According to the June 8 issue of The New Yorker, 822 MFA programs unleash would-be Junot Díazes from U.S. colleges each year. Thirty-seven award creative writing Ph.D.s. One of the oldest American creative writing programs, Cornell's program celebrated its 105th anniversary in 2008. That longevity "suggests something important about creative writing and the humanities: that there needs to be a balance between the arts and the hard sciences, the mind and the heart," says McClane. "The whole person needs to be taken into account. Creative writing helps people keep that balance. It keeps people sane."
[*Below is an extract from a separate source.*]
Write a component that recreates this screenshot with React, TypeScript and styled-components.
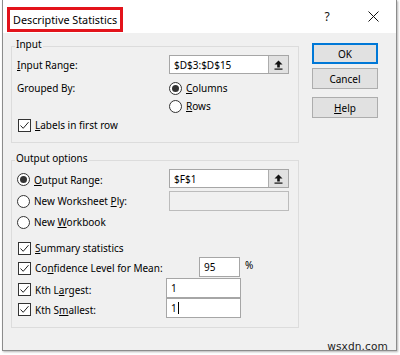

At Cornell, the creative writing faculty teaches mostly undergraduates. Eight poets and eight fiction writers, chosen from hundreds of applicants, comprise the entire Master of Fine Arts program. Introductory creative writing classes -- some offering a dozen sections and taught by recent MFAs -- enroll hundreds of students.

Undergraduates vie for openings, according to English honors student Helen Havlak '11, who recently took an introductory creative writing course. Her first assignment: a personal essay. "You have this giant mix of people, who are not writing or English majors," Havlak says. "Because we wrote about subjects that are really important to us, even if the writing wasn't strong you still had to give people your respect and attention because they were pouring their hearts out."

Not with the program

Cornell is home to dozens of writers with no connection to the MFA program. These include faculty members in the sciences as well as the humanities, such as English professor Jonathan Monroe, a poet, and classics professor Fred Ahl, a poet and acclaimed translator of Greek and Latin epic poetry. Physicist Paul McEuen will publish his first mystery novel next year. Near Eastern studies associate professor Shawkat Toorawa has published poems in Creole, English and French and a short story in English.

Magnus Fiskesjö, assistant professor of anthropology, had his class write about the U.S.-Mexico barrier -- as fiction. Some students wrote excellent papers, he says, for example deploying the perspective of a bird or an animal.